Ambitious Sustainable Development Goals (SDGs) and targets ask for multi-stakeholder solutions, but more often than not national governments and businesses are worlds apart. How to overcome these differences?
The public-private partnerships (PPPs) necessary to reach the targets of the UN’s 2030 Agenda require better mutual understanding between national governments and the private sector. This is a specific challenge for ministries of Foreign Affairs.
While PPPs have been on the rise since the early 2000s, the new ‘SDG partnerships’ ask for universal solutions instead of mere North-South transfer of aid and technology. The SDGs cannot be reached without (parallel) domestic action and policy in wealthier countries. These processes need to be streamlined and ministries of Foreign Affairs are best placed to build these bridges. Seeing the evolution from state-to-state diplomacy towards multi-stakeholder diplomacy, the SDGs are a particularly relevant test case for new forms of diplomacy.
The ambitions of the SDGs are steep.
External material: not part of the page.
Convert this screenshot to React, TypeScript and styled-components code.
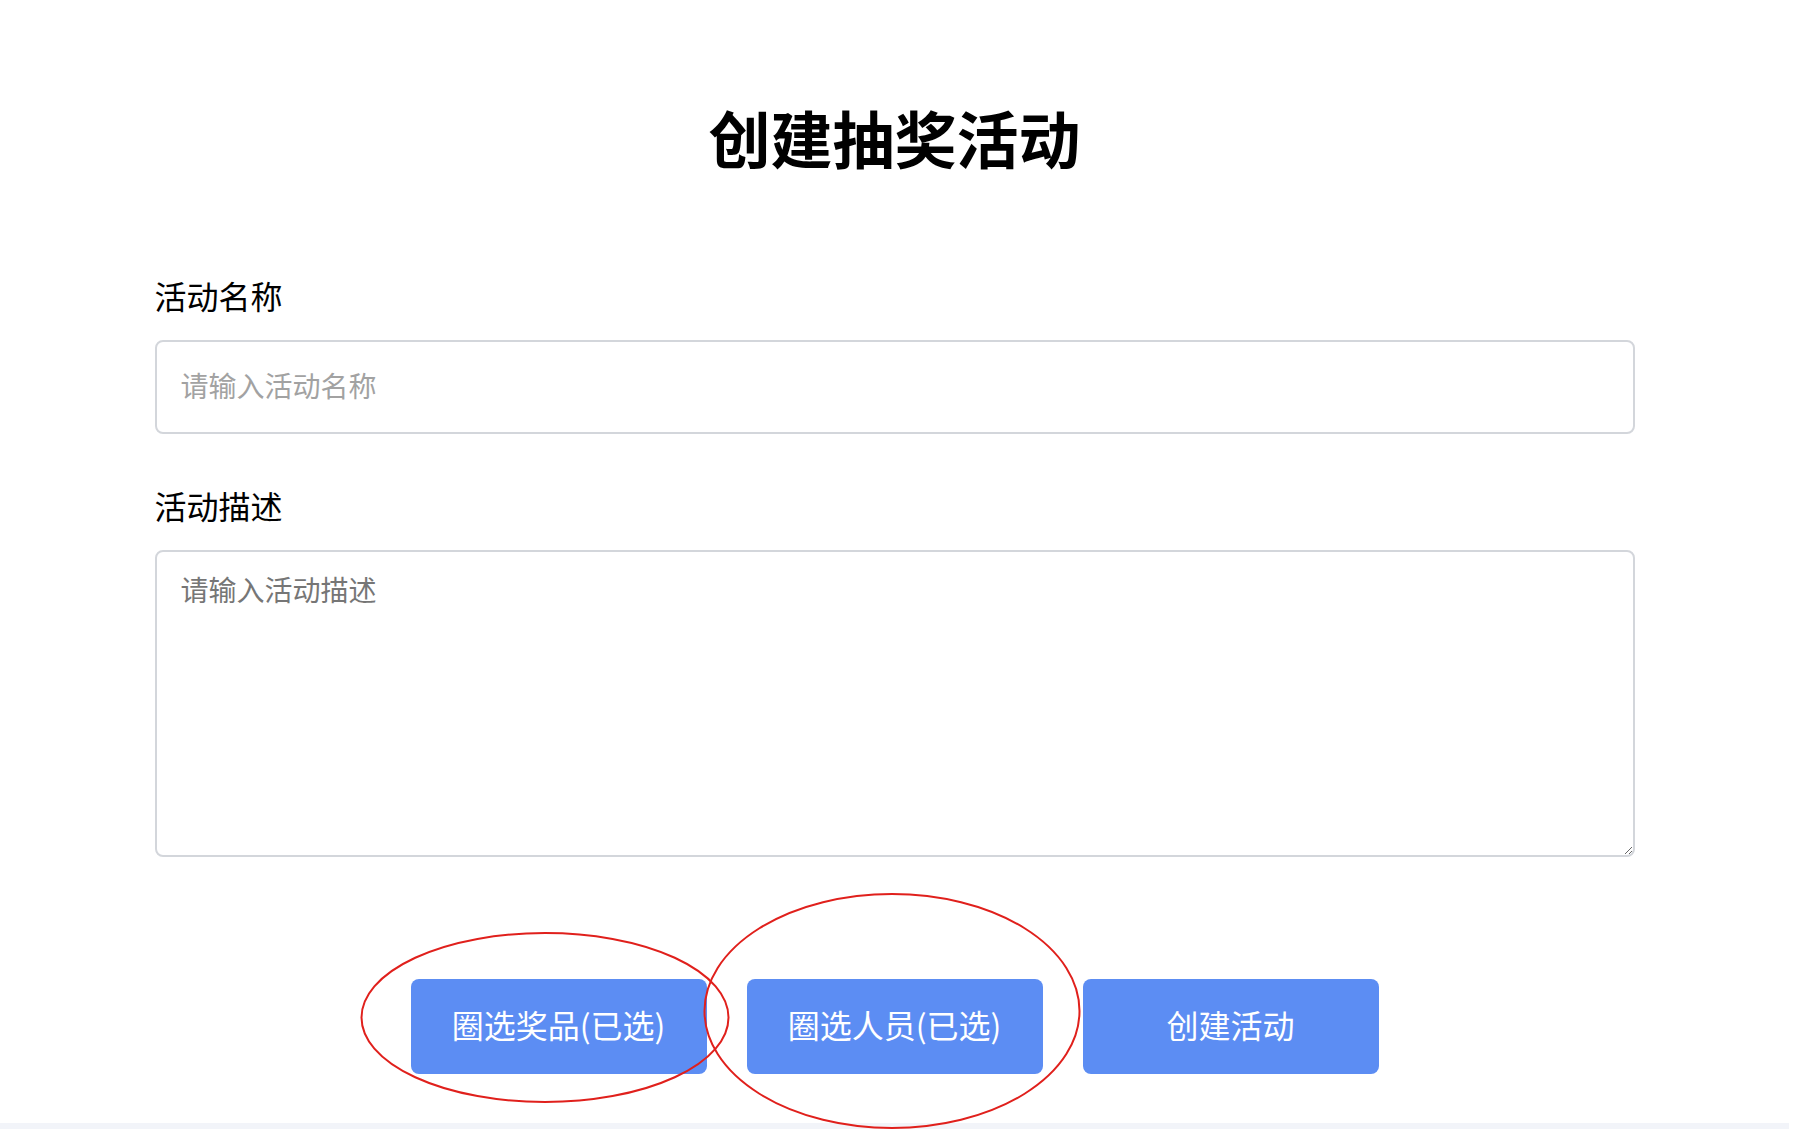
import styled, { createGlobalStyle } from "styled-components";

const GlobalStyle = createGlobalStyle`
  html, body {
    margin: 0;
    padding: 0;
    background: #ffffff;
    overflow: hidden;
  }
  body {
    font-family: "Noto Sans CJK SC", "Noto Sans", sans-serif;
    color: #000000;
  }
  * {
    box-sizing: border-box;
  }
`;

function CreateLottery() {
  return (
    <Page>
      <GlobalStyle />
      <Container>
        <Title>创建抽奖活动</Title>

        <Field>
          <Label>活动名称</Label>
          <Input placeholder="请输入活动名称" />
        </Field>

        <Field>
          <Label>活动描述</Label>
          <TextArea placeholder="请输入活动描述" />
        </Field>

        <ButtonRow>
          <ActionButton>圈选奖品(已选)</ActionButton>
          <ActionButton>圈选人员(已选)</ActionButton>
          <ActionButton>创建活动</ActionButton>

          {/* 截图上的红圈标注 */}
          <Marks viewBox="0 0 968 95" width="968" height="95">
            <ellipse cx="134" cy="38.5" rx="183.5" ry="84.5" />
            <ellipse cx="481" cy="32" rx="187.5" ry="117" />
          </Marks>
        </ButtonRow>
      </Container>
      <BottomStrip />
    </Page>
  );
}

export default function App() {
  return <CreateLottery />;
}

const Page = styled.div`
  min-height: 1129px;
  padding: 106px 17px 0 0;
  display: flex;
  flex-direction: column;
`;

const Container = styled.main`
  width: 1480px;
  margin: 0 auto;
  display: flex;
  flex-direction: column;
`;

const Title = styled.h1`
  margin: 0 0 111px;
  font-size: 62px;
  line-height: 62px;
  font-weight: 700;
  text-align: center;
  color: #000;
`;

const Field = styled.div`
  display: flex;
  flex-direction: column;
  margin-bottom: 55px;
`;

const Label = styled.label`
  font-size: 32px;
  line-height: 32px;
  color: #000;
  margin-bottom: 29px;
`;

const Input = styled.input`
  width: 100%;
  height: 94px;
  padding: 0 24px 4px;
  border: 2px solid #d3d6db;
  border-radius: 8px;
  font-family: "Noto Sans CJK SC", "Noto Sans", sans-serif;
  font-size: 28px;
  color: #333;
  outline: none;

  &::placeholder {
    color: #a2a2a2;
  }
`;

const TextArea = styled.textarea`
  width: 100%;
  height: 307px;
  padding: 16px 24px;
  border: 2px solid #d3d6db;
  border-radius: 8px;
  font-family: "Noto Sans CJK SC", "Noto Sans", sans-serif;
  font-size: 28px;
  line-height: 1.5;
  color: #333;
  outline: none;
  resize: vertical;

  &::placeholder {
    color: #767676;
  }
`;

const ButtonRow = styled.div`
  position: relative;
  align-self: center;
  display: flex;
  gap: 40px;
  margin-top: 67px;
`;

const ActionButton = styled.button`
  width: 296px;
  height: 95px;
  padding: 0 0 6px;
  border: none;
  border-radius: 8px;
  background: #5c8df3;
  color: #ffffff;
  font-family: "Noto Sans CJK SC", "Noto Sans", sans-serif;
  font-size: 32px;
  cursor: pointer;
`;

const Marks = styled.svg`
  position: absolute;
  left: 0;
  top: 0;
  overflow: visible;
  pointer-events: none;

  ellipse {
    fill: none;
    stroke: #e0201c;
    stroke-width: 2;
  }
`;

const BottomStrip = styled.div`
  margin-top: 49px;
  height: 40px;
  background: #f2f4f9;
`;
Even in a country such as Sweden more than 75 per cent of the non-development cooperation targets require ‘considerable work’. Partnerships are therefore necessary; identification of criteria for partnerships will facilitate their creation and help to monitor their contributions. The suggested indicator to measure effectiveness of these SDGs partnerships only in ‘amount of US dollars committed’ is insufficient and do no justice to CEOs such as Paul Polman (Unilever) and Jack Ma (Ali Baba) that step up as SDG advocates.
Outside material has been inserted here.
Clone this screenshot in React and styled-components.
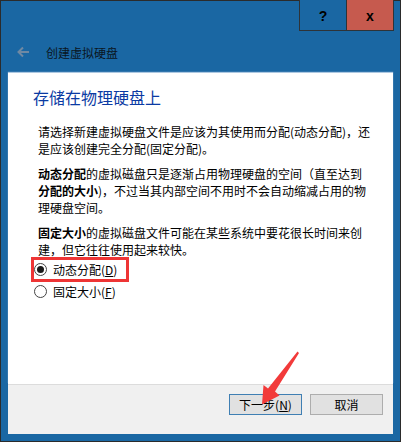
import React from "react";
import styled, { createGlobalStyle } from "styled-components";

const Global = createGlobalStyle`
  html, body { margin: 0; padding: 0; background: #ffffff; }
  body { font-family: "Noto Sans CJK SC", "Liberation Sans", sans-serif; }
`;

const Window = styled.div`
  position: relative;
  box-sizing: border-box;
  width: 401px;
  height: 442px;
  border: 1px solid #2b2b2b;
  background: #1a67a3;
  display: flex;
  flex-direction: column;
  padding-bottom: 7px;
  font-family: "Noto Sans CJK SC", "Liberation Sans", sans-serif;
`;

const TitleBar = styled.div`
  height: 30px;
  display: flex;
  justify-content: flex-end;
  padding-right: 6px;
  flex-shrink: 0;
`;

const CaptionGroup = styled.div`
  display: flex;
  border: 1px solid #2e3338;
  border-top: none;
  margin-top: -1px;
  height: 31px;
  box-sizing: border-box;
`;

const CaptionButton = styled.div`
  width: ${(p) => p.$w}px;
  display: flex;
  align-items: center;
  justify-content: center;
  background: ${(p) => (p.$close ? "#c65a4e" : "#1a67a3")};
  border-left: ${(p) => (p.$close ? "1px solid #2e3338" : "none")};
  font-family: "Liberation Sans", sans-serif;
  font-weight: 700;
  font-size: 14px;
  color: #000;
  padding-top: 1px;
`;

const Header = styled.div`
  height: 42px;
  display: flex;
  align-items: center;
  padding-left: 15px;
  gap: 16px;
  flex-shrink: 0;
`;

const HeaderTitle = styled.span`
  font-size: 12px;
  color: #0a1521;
  line-height: 17px;
`;

const Panel = styled.div`
  flex: 1;
  margin: 0 7px;
  background: #ffffff;
  box-shadow: 0 -1px 1px rgba(210, 225, 240, 0.8);
  padding: 14px 0 0 25px;
  display: flex;
  flex-direction: column;
`;

const Heading = styled.h1`
  margin: 0;
  font-weight: 400;
  font-size: 16px;
  line-height: 20px;
  color: #0a3aa3;
`;

const Body = styled.div`
  margin: 16px 0 0 5px;
  display: flex;
  flex-direction: column;
  gap: 8px;
`;

const Para = styled.p`
  margin: 0;
  font-size: 12px;
  line-height: 17px;
  color: #000;
  white-space: nowrap;
  b { font-weight: 700; }
`;

const RadioGroup = styled.div`
  margin: 0 0 0 1px;
  display: flex;
  flex-direction: column;
`;

const RadioRow = styled.label`
  position: relative;
  height: 22px;
  display: flex;
  align-items: center;
  gap: 6px;
  font-size: 12px;
  line-height: 17px;
  color: #000;
`;

const RadioCircle = styled.span`
  box-sizing: border-box;
  width: 13px;
  height: 13px;
  border-radius: 50%;
  border: 1px solid #444;
  background: #fff;
  display: flex;
  align-items: center;
  justify-content: center;
  &::after {
    content: "";
    width: 7px;
    height: 7px;
    border-radius: 50%;
    background: ${(p) => (p.$checked ? "#1a1a1a" : "transparent")};
  }
`;

const Highlight = styled.span`
  position: absolute;
  left: -3px;
  top: -1px;
  width: 98px;
  height: 25px;
  box-sizing: border-box;
  border: 3px solid #ee3535;
  pointer-events: none;
`;

const Footer = styled.div`
  height: 40px;
  margin: 0 7px;
  background: #f0f0f0;
  border-top: 1px solid #dcdcdc;
  display: flex;
  justify-content: flex-end;
  align-items: flex-start;
  gap: 8px;
  padding: 9px 10px 0 0;
  flex-shrink: 0;
`;

const Button = styled.button`
  box-sizing: border-box;
  width: 73px;
  height: 21px;
  padding: 0;
  background: #e1e1e1;
  border: 1px solid ${(p) => (p.$default ? "#3f7fb3" : "#adadad")};
  font-family: "Noto Sans CJK SC", "Liberation Sans", sans-serif;
  font-size: 12px;
  line-height: 17px;
  color: #000;
`;

const Arrow = styled.svg`
  position: absolute;
  left: 257px;
  top: 347px;
  width: 44px;
  height: 62px;
  pointer-events: none;
`;

export default function App() {
  return (
    <>
      <Global />
      <Window>
        <TitleBar>
          <CaptionGroup>
            <CaptionButton $w={46}>?</CaptionButton>
            <CaptionButton $w={46} $close>x</CaptionButton>
          </CaptionGroup>
        </TitleBar>
        <Header>
          <svg width="14" height="12" viewBox="0 0 14 12">
            <path d="M13 6H2.5M7 1.5L2.5 6 7 10.5" fill="none" stroke="#6f89a3" strokeWidth="2" />
          </svg>
          <HeaderTitle>创建虚拟硬盘</HeaderTitle>
        </Header>
        <Panel>
          <Heading>存储在物理硬盘上</Heading>
          <Body>
            <Para>
              请选择新建虚拟硬盘文件是应该为其使用而分配(动态分配)，还
              <br />
              是应该创建完全分配(固定分配)。
            </Para>
            <Para>
              <b>动态分配</b>的虚拟磁盘只是逐渐占用物理硬盘的空间（直至达到
              <br />
              <b>分配的大小</b>)，不过当其内部空间不用时不会自动缩减占用的物
              <br />
              理硬盘空间。
            </Para>
            <Para>
              <b>固定大小</b>的虚拟磁盘文件可能在某些系统中要花很长时间来创
              <br />
              建，但它往往使用起来较快。
            </Para>
          </Body>
          <RadioGroup>
            <RadioRow>
              <RadioCircle $checked />
              <span>
                动态分配(<u>D</u>)
              </span>
              <Highlight />
            </RadioRow>
            <RadioRow>
              <RadioCircle />
              <span>
                固定大小(<u>F</u>)
              </span>
            </RadioRow>
          </RadioGroup>
        </Panel>
        <Footer>
          <Button $default>
            下一步(<u>N</u>)
          </Button>
          <Button>取消</Button>
        </Footer>
        <Arrow viewBox="0 0 44 62">
          <polygon
            points="39.5,3.5 41,5 17,43.5 21.5,47.5 4,56.5 5.5,37 10,40.5"
            fill="#f23a3a"
          />
        </Arrow>
      </Window>
    </>
  );
}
At the Clingendael Institute, we have looked into this innovative field of practice and asked the question how governments, specifically ministries for Foreign Affairs, should adapt to this situation. The literature on partnerships leads us to conclude that we needed private sector involvement and policy recommendations based on current practice. In addition, we conducted an online consultation with selected experts in the United States, China, Germany, Italy and Brazil, which gave us a broader view. We received feedback from practitioners and businesses on policy recommendations throughout our research and during a multi-stakeholder seminar.
We find that foreign ministries have not yet sufficiently adapted to the new requirements for implementing the 2030 Agenda. It is time for diplomats to invest in relations with the business community beyond the traditional PPPs. In addition, we identify three policy challenges for governments in their SDG-related dealings with the private sector, and suggest how they could be resolved.
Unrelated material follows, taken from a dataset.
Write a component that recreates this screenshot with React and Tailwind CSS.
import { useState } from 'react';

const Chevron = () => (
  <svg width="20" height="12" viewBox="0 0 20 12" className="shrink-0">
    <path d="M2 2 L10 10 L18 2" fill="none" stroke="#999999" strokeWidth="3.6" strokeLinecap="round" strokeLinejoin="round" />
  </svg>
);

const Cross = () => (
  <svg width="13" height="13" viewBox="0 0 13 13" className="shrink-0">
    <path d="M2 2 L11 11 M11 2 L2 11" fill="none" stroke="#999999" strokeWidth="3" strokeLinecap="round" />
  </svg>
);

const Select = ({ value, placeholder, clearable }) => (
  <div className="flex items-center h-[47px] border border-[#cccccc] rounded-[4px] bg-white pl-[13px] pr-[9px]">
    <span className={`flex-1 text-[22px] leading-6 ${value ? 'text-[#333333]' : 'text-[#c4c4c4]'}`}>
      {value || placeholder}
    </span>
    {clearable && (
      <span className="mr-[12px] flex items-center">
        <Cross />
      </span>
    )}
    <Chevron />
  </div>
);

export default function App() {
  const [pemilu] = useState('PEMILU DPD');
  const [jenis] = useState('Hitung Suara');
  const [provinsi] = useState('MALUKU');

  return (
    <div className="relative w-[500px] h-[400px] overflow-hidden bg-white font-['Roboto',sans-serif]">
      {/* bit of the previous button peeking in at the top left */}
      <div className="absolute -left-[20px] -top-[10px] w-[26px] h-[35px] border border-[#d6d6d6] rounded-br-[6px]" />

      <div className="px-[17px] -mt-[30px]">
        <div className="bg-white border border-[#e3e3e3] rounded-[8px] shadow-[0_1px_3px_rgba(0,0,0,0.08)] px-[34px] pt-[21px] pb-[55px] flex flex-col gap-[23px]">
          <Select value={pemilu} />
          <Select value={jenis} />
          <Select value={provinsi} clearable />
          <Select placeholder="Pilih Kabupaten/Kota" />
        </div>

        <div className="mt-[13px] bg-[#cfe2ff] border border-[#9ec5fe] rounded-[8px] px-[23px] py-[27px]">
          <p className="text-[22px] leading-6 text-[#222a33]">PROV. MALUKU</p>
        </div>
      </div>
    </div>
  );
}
First, it is clear that time is a much scarcer resource for business than for government. Time-consuming consultations on governance structures could be avoided by using a light, pragmatic touch in governance structures.
Second, the new multi-stakeholder partnerships ask for ‘shared responsibility’ in horizontal networks instead of the hierarchies more familiar to government bureaucracies. Knowledge capacity and action capacity count more than status. Government network partners do not share diplomatic behavioral norms. Foreign ministries therefore need to invest more in these interface cultures by using part of their traditional strength of relationship management, dialogic competences and knowledge sharing.
Third, SDGs are about long-term objectives and governments need to become aware of the business perspective on strategic action: corporations use scenario planning, but they are also lobby organizations geared towards profit making, which the Volkswagen emission scandal makes clear. Long-term sustainability objectives could go hand in hand with short-term commercial objectives. It is crucial for MFAs to understand that businesses are only interested in partnerships when they have commercialization potential. In (Asian) countries with a closer nexus between government and business, this principle has been embraced across the public-private divide.
While having unrelated and often contrasting professional cultures, governmental policy dilemmas for SDG partnerships could be solved by investing more in the relationship with business. This is no guarantee for success but a minimum requirement, and with much wider application. Networking has become the conceptual basis of diplomacy and collaboration with non-governmental players will progressively become the ‘new normal’.